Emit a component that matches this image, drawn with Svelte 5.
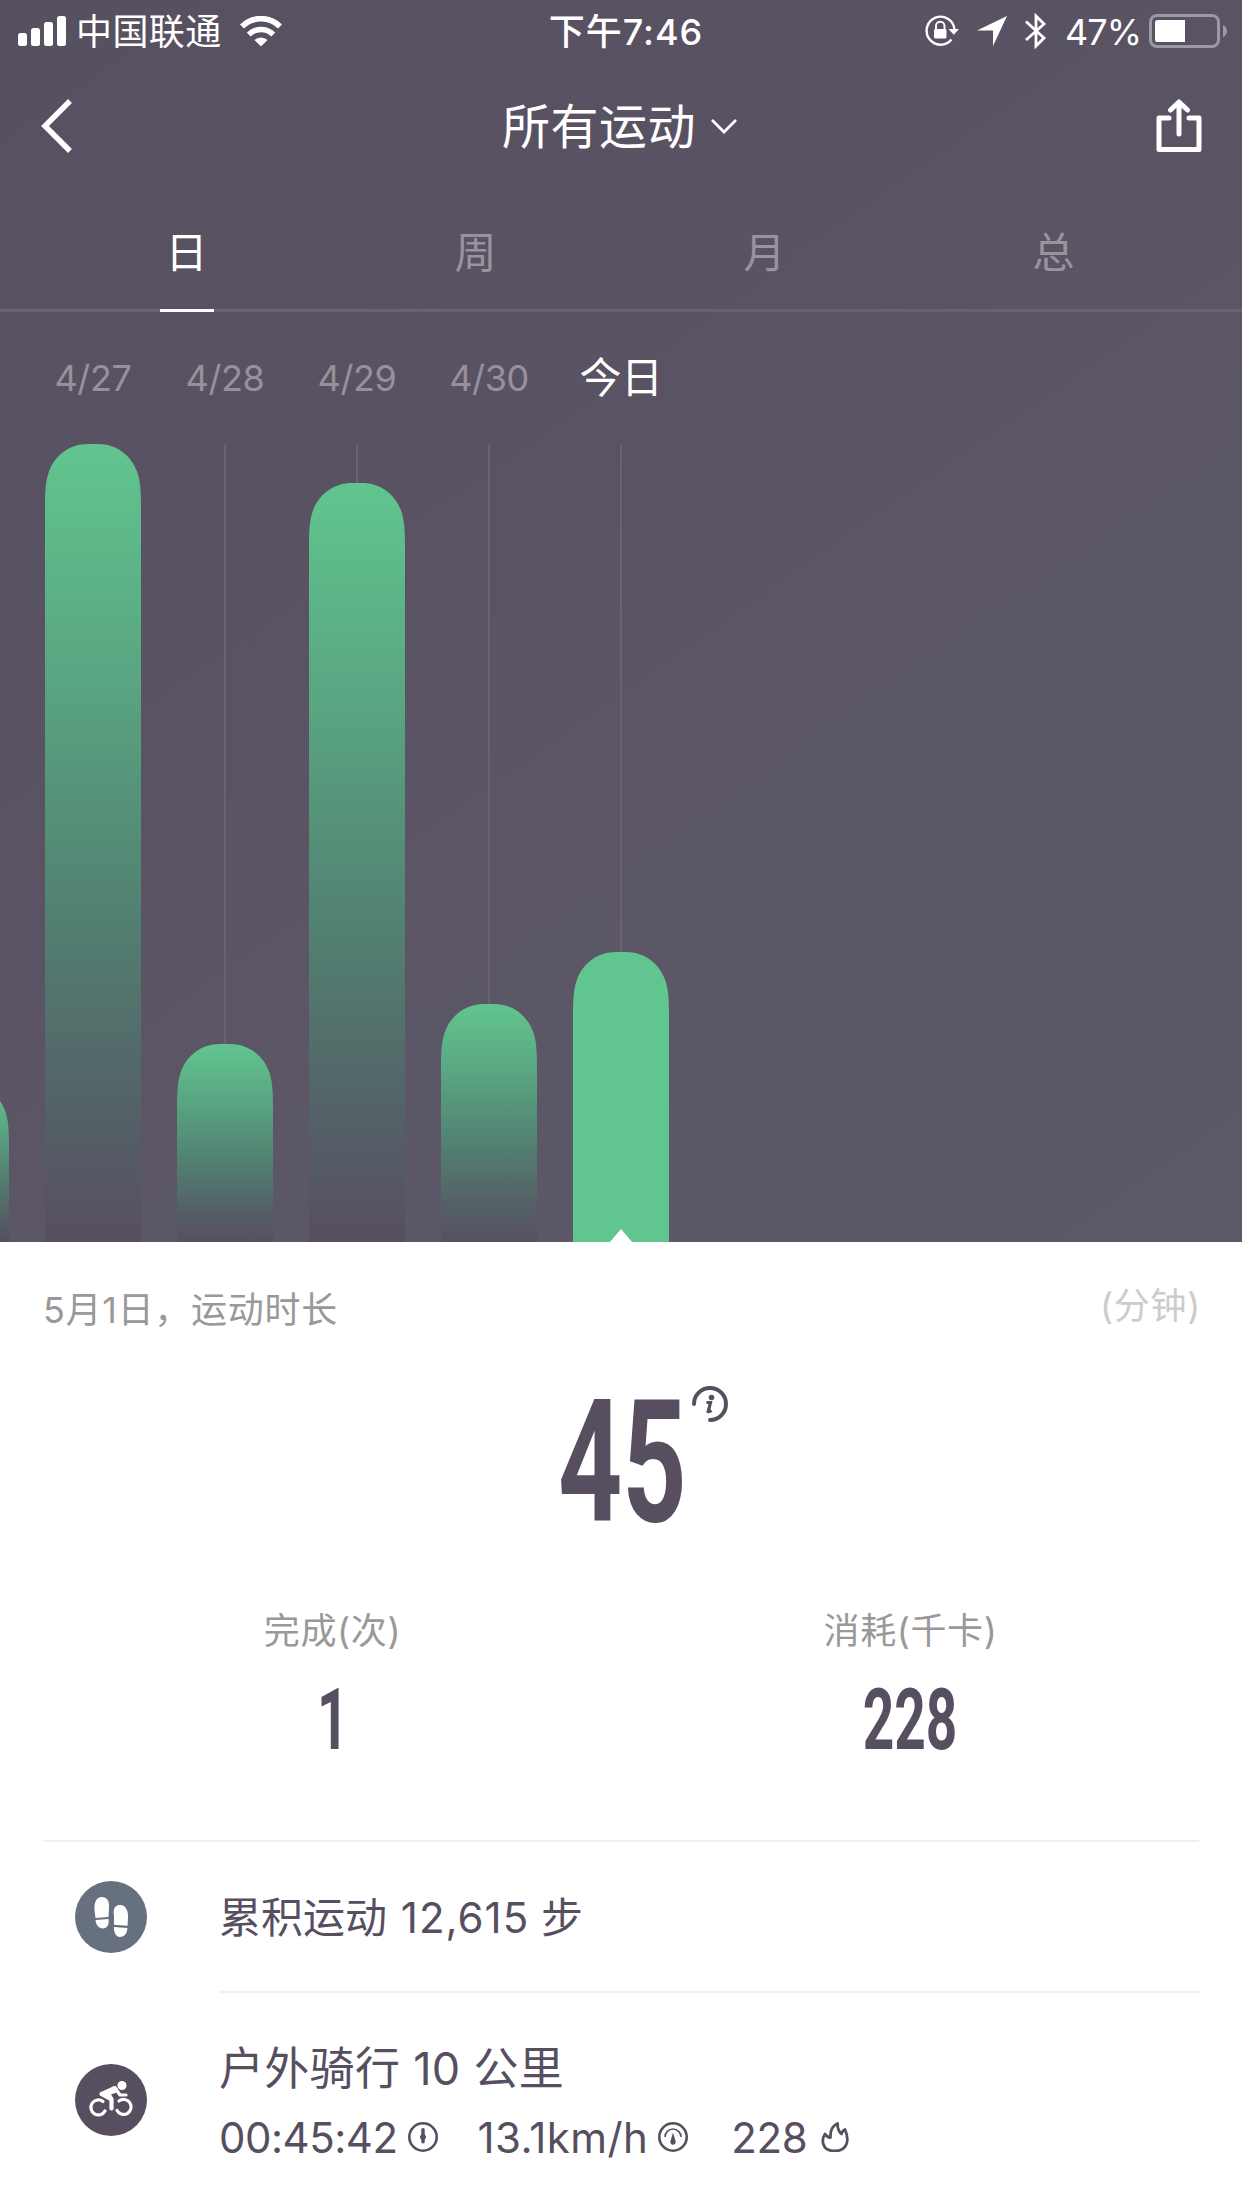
<script>
  const tabs = ["日", "周", "月", "总"];
  let activeTab = $state("日");

  const chartHeight = 798;
  const days = [
    { label: "", height: 159 },
    { label: "4/27", height: 798 },
    { label: "4/28", height: 198 },
    { label: "4/29", height: 759 },
    { label: "4/30", height: 238 },
    { label: "今日", height: 290, today: true },
  ];

  const totals = [
    { label: "完成(次)", value: "1" },
    { label: "消耗(千卡)", value: "228" },
  ];

  // rounded top with smooth shoulders, flat bottom
  function barPath(h) {
    return `M0 ${h}V64C0 48 0.500 37 4 27.500C10 11 25 0 43 0H53C71 0 86 11 92 27.500C95.500 37 96 48 96 64V${h}Z`;
  }
</script>

<div class="screen">
  <section class="top">
    <div class="status">
      <div class="status-left">
        <svg class="signal" width="48" height="30" viewBox="0 0 48 30" fill="#fff">
          <rect x="0" y="17" width="9" height="13" rx="2.500" />
          <rect x="13" y="12" width="9" height="18" rx="2.500" />
          <rect x="26" y="6" width="9" height="24" rx="2.500" />
          <rect x="39" y="0" width="9" height="30" rx="2.500" />
        </svg>
        <span class="carrier">中国联通</span>
        <svg class="wifi" width="42" height="30" viewBox="0 0 42 30">
          <path d="M2 10.500A27 27 0 0 1 40 10.500" fill="none" stroke="#fff" stroke-width="5.800" />
          <path d="M8.700 18.500A17.500 17.500 0 0 1 33.300 18.500" fill="none" stroke="#fff" stroke-width="5.400" />
          <path d="M14.500 24A9.500 9.500 0 0 1 27.500 24L21 30.500Z" fill="#fff" />
        </svg>
      </div>
      <span class="time">下午7:46</span>
      <div class="status-right">
        <svg class="lock" width="36" height="32" viewBox="0 0 36 32">
          <path d="M26.500 24.500A14 14 0 1 1 29.500 14" fill="none" stroke="#fff" stroke-width="2.400" />
          <path d="M23.500 14H34L28.800 19.800Z" fill="#fff" />
          <rect x="9" y="14" width="12.500" height="9.500" rx="1.500" fill="#fff" />
          <path d="M11 15V11A4.200 4.200 0 0 1 19.500 11V15" fill="none" stroke="#fff" stroke-width="2" />
        </svg>
        <svg class="location" width="30" height="30" viewBox="0 0 30 30">
          <path d="M30 0L16 30V14.500H0Z" fill="#fff" />
        </svg>
        <svg class="bluetooth" width="22" height="36" viewBox="0 0 22 36">
          <path d="M1 8.500L19 25L11 33V3L19 11L1 27" fill="none" stroke="#fff" stroke-width="2.800" />
        </svg>
        <span class="percent">47%</span>
        <svg class="battery" width="78" height="34" viewBox="0 0 78 34">
          <rect x="1.500" y="1.500" width="68" height="31" rx="6.500" fill="none" stroke="#9d98a2" stroke-width="3" />
          <path d="M8.500 6H36V28H8.500Q6 28 6 25.500V8.500Q6 6 8.500 6Z" fill="#fff" />
          <path d="M74 11Q78 13 78 17T74 23Z" fill="#9d98a2" />
        </svg>
      </div>
    </div>

    <header class="nav">
      <svg width="32" height="54" viewBox="0 0 32 54">
        <path d="M29 2L4 27L29 52" fill="none" stroke="#fff" stroke-width="5.500" />
      </svg>
      <div class="title">
        <span>所有运动</span>
        <svg width="28" height="18" viewBox="0 0 28 18">
          <path d="M2 3L14 15L26 3" fill="none" stroke="#fff" stroke-width="2.800" />
        </svg>
      </div>
      <svg width="46" height="54" viewBox="0 0 46 54" fill="none" stroke="#fff" stroke-width="5" stroke-linecap="round" stroke-linejoin="round">
        <path d="M13 19H3V50.500H43V19H33" />
        <path d="M23 35V4M14.500 11L23 3L31.500 11" />
      </svg>
    </header>

    <nav class="tabs">
      {#each tabs as tab}
        <button class="tab" class:active={tab === activeTab} onclick={() => (activeTab = tab)}>{tab}</button>
      {/each}
    </nav>

    <div class="chart">
      {#each days as day}
        <div class="day">
          <span class="date" class:today={day.today}>{day.label}</span>
          <div class="track" style="height: {chartHeight}px">
            <div class="line"></div>
            <svg width="96" height={day.height} viewBox="0 0 96 {day.height}">
              <defs>
                <linearGradient id="bar-fade" x1="0" y1="0" x2="0" y2="1">
                  <stop offset="0" stop-color="#61c58f" />
                  <stop offset="0.300" stop-color="#59a481" />
                  <stop offset="0.600" stop-color="#527f71" />
                  <stop offset="0.850" stop-color="#545f66" />
                  <stop offset="1" stop-color="#574f5e" />
                </linearGradient>
              </defs>
              <path d={barPath(day.height)} fill={day.today ? "#61c58f" : "url(#bar-fade)"} />
              {#if day.today}
                <path d="M48 {day.height - 13}L59 {day.height}H37Z" fill="#fff" />
              {/if}
            </svg>
          </div>
        </div>
      {/each}
    </div>
  </section>

  <section class="summary">
    <div class="caption">
      <span class="what">5月1日，运动时长</span>
      <span class="unit">(分钟)</span>
    </div>

    <div class="minutes">
      <span class="big">45</span>
      <svg class="info" width="38" height="38" viewBox="0 0 38 38">
        <path d="M3 19A16 16 0 1 1 19 35" fill="none" stroke="#574f5f" stroke-width="4" stroke-linecap="round" />
        <circle cx="20.500" cy="12.500" r="2.800" fill="#574f5f" />
        <path d="M15.500 17.500H19.500L17.200 26.500Q18.500 27 20.500 25.500" fill="none" stroke="#574f5f" stroke-width="3.200" />
      </svg>
    </div>

    <div class="totals">
      {#each totals as total}
        <div class="total">
          <span class="total-label">{total.label}</span>
          <span class="total-value">{total.value}</span>
        </div>
      {/each}
    </div>
  </section>

  <section class="records">
    <div class="record steps">
      <svg class="badge" width="72" height="72" viewBox="0 0 72 72">
        <circle cx="36" cy="36" r="36" fill="#66707e" />
        <g fill="#fff">
          <path d="M19.500 29C19 22 21 16 27 16C33 16 34.500 21 34 27L33.500 36L20.500 37Z" />
          <path d="M20.500 39L33.500 38C34.500 43 32 47.500 28 47.500C23.500 47.500 21 43.500 20.500 39Z" />
          <path d="M39 35C38 29 39 24 45 24C51 24 53.500 30 53 37L52.500 44.800L39 43.800Z" />
          <path d="M39 46L52.500 47C52 52 49.500 56 45 56C41 56 38.500 51 39 46Z" />
        </g>
      </svg>
      <div class="record-body">
        <div class="record-title">累积运动 <span class="count">12,615</span> 步</div>
      </div>
    </div>

    <div class="record ride">
      <svg class="badge" width="72" height="72" viewBox="0 0 72 72">
        <circle cx="36" cy="36" r="36" fill="#574f5f" />
        <g fill="none" stroke="#fff" stroke-width="3.200" stroke-linecap="round" stroke-linejoin="round">
          <path d="M28 37.500A7.500 7.500 0 1 0 30 47" />
          <path d="M44 37A7.500 7.500 0 1 1 42 46.500" />
          <path d="M26.500 30L36.500 35.500V44.500" stroke-width="4.200" />
          <path d="M40.500 24.500L45 31H51" />
        </g>
        <path d="M25 28.500L39 22Q42 21.500 42.500 24.500L43 28L36 30.500L38.500 34.500L36.500 37L25.500 31.500Z" fill="#fff" />
        <circle cx="47" cy="21.500" r="4.500" fill="#fff" />
      </svg>
      <div class="record-body">
        <div class="record-title">户外骑行 10 公里</div>
        <div class="stats">
          <span class="duration">00:45:42</span>
          <svg width="30" height="30" viewBox="0 0 30 30">
            <circle cx="15" cy="15" r="13.700" fill="none" stroke="#574f5f" stroke-width="2.600" />
            <path d="M13.300 7Q15 5 16.700 7V12L18.200 15L16.700 18V20.500Q15 22.500 13.300 20.500V18L11.800 15L13.300 12Z" fill="#574f5f" />
          </svg>
          <span class="speed">13.1km/h</span>
          <svg width="30" height="30" viewBox="0 0 30 30">
            <circle cx="15" cy="15" r="13.700" fill="none" stroke="#574f5f" stroke-width="2.600" />
            <path d="M7 15A8 8 0 0 1 23 15" fill="none" stroke="#574f5f" stroke-width="1.600" />
            <path d="M15 10.500L17.500 19A2.700 2.700 0 1 1 12.500 19Z" fill="#574f5f" />
          </svg>
          <span class="kcal">228</span>
          <svg width="28" height="30" viewBox="0 0 28 30">
            <path d="M4 12C0 18 1 29 13.500 29C26 29 29 19 24 7.500C22.500 8 21 10 20.500 12C18 10 16.500 6 16.500 1.500C11 4 9 8.500 9.500 15.500C7.500 15.500 5.500 14.500 4 12Z" fill="none" stroke="#574f5f" stroke-width="2.800" stroke-linejoin="round" />
          </svg>
        </div>
      </div>
    </div>
  </section>
</div>

<style>
  :global(body) {
    margin: 0;
    background: #fff;
  }

  .screen {
    width: 1242px;
    height: 2208px;
    overflow: hidden;
    background: #fff;
    font-family: Inter, "Noto Sans CJK SC", sans-serif;
    font-weight: 380;
    color: #574f5f;
  }

  svg {
    display: block;
    flex: none;
  }

  .top {
    height: 1242px;
    overflow: hidden;
    background: linear-gradient(145deg, #575060 0%, #5a5363 45%, #5c5767 65%, #5d5868 100%);
    color: #fff;
  }

  .status {
    display: grid;
    grid-template-columns: 1fr auto 1fr;
    align-items: center;
    height: 60px;
    padding: 0 15px 0 18px;
    font-size: 36px;
    line-height: 60px;
  }

  .status-left,
  .status-right {
    display: flex;
    align-items: center;
    height: 60px;
  }

  .status-right {
    justify-content: flex-end;
  }

  .carrier {
    margin-left: 10px;
    padding-top: 2px;
    letter-spacing: 0.400px;
  }

  .wifi {
    margin-left: 18px;
  }

  .time {
    padding-top: 2px;
    padding-left: 7px;
    font-weight: 500;
    letter-spacing: 1px;
  }

  .location {
    margin-left: 16px;
  }

  .bluetooth {
    margin-left: 18px;
  }

  .percent {
    margin-left: 18px;
    padding-top: 1px;
    letter-spacing: -1px;
  }

  .battery {
    margin-left: 8px;
  }

  .nav {
    display: flex;
    align-items: center;
    justify-content: space-between;
    height: 132px;
    padding: 0 40px 0 41px;
  }

  .title {
    display: flex;
    align-items: center;
    gap: 14px;
    padding-left: 11px;
    font-size: 48px;
    letter-spacing: 0.500px;
  }

  .title span {
    padding-bottom: 6px;
  }

  .tabs {
    display: grid;
    grid-template-columns: repeat(4, 289px);
    height: 117px;
    padding: 0 42px;
    border-bottom: 3px solid #696271;
  }

  .tab {
    display: flex;
    justify-content: center;
    justify-self: center;
    width: 54px;
    height: 120px;
    padding: 0;
    border: 0;
    border-bottom: 3px solid transparent;
    background: none;
    color: #98939d;
    font-family: inherit;
    font-size: 42px;
    font-weight: inherit;
    line-height: 121px;
  }

  .tab.active {
    border-color: #fff;
    color: #fff;
  }

  .chart {
    display: flex;
    margin-left: -105px;
  }

  .day {
    flex: none;
    width: 132px;
  }

  .date {
    display: block;
    height: 132px;
    color: #96919b;
    font-size: 36px;
    letter-spacing: -0.400px;
    line-height: 132px;
    text-align: center;
  }

  .date.today {
    color: #fff;
    font-size: 42px;
  }

  .track {
    display: flex;
    flex-direction: column;
    align-items: center;
  }

  .line {
    flex: 1;
    width: 2px;
    background: #696272;
  }

  .summary {
    height: 598px;
    margin: 0 43px;
    border-bottom: 2px solid #f0f0f0;
  }

  .caption {
    display: flex;
    justify-content: space-between;
    height: 134px;
    margin-right: -2px;
    font-size: 36px;
    letter-spacing: 0.700px;
  }

  .what {
    color: #999;
    line-height: 137px;
  }

  .unit {
    color: #ccc;
    line-height: 128px;
  }

  .minutes {
    display: flex;
    justify-content: center;
    height: 220px;
  }

  .big {
    width: 124px;
    margin-right: 9px;
    margin-left: 45px;
    font-family: Roboto, sans-serif;
    font-size: 170px;
    font-weight: 700;
    line-height: 175px;
    transform: scaleX(0.660);
    transform-origin: left;
  }

  .info {
    margin-top: 9px;
  }

  .totals {
    display: grid;
    grid-template-columns: 1fr 1fr;
  }

  .total {
    display: flex;
    flex-direction: column;
    align-items: center;
    padding-left: 1px;
  }

  .total-label {
    height: 68px;
    color: #999;
    font-size: 36px;
    letter-spacing: 0.600px;
    line-height: 70px;
  }

  .total-value {
    font-family: Roboto, sans-serif;
    font-size: 86px;
    font-weight: 700;
    line-height: 111px;
    transform: scaleX(0.640);
  }

  .records {
    padding: 0 43px 0 75px;
    font-size: 42px;
  }

  .record {
    display: flex;
    align-items: center;
  }

  .badge {
    margin-right: 72px;
    margin-bottom: 2px;
  }

  .record-body {
    flex: 1;
  }

  .steps .record-body {
    height: 149px;
    border-bottom: 2px solid #f0f0f0;
    line-height: 151px;
  }

  .count {
    margin: 0 0 0 2px;
    letter-spacing: 1px;
  }

  .ride {
    height: 215px;
  }

  .ride .record-title {
    height: 68px;
    font-size: 45px;
    letter-spacing: 0.300px;
    line-height: 77px;
  }

  .stats {
    display: flex;
    align-items: center;
    height: 68px;
    padding-top: 5px;
  }

  .duration,
  .speed,
  .kcal {
    flex: none;
    margin-right: 10px;
  }

  .duration {
    letter-spacing: -0.500px;
  }

  .speed {
    margin-left: 40px;
    letter-spacing: 0.400px;
  }

  .kcal {
    margin-right: 14px;
    margin-left: 43px;
    letter-spacing: -0.400px;
  }
</style>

---*---

## What to do
Look through the material above and pick out each line holding the word "with".

## Solution to the exercise
Emit a component that matches this image, drawn with Svelte 5.
  // rounded top with smooth shoulders, flat bottom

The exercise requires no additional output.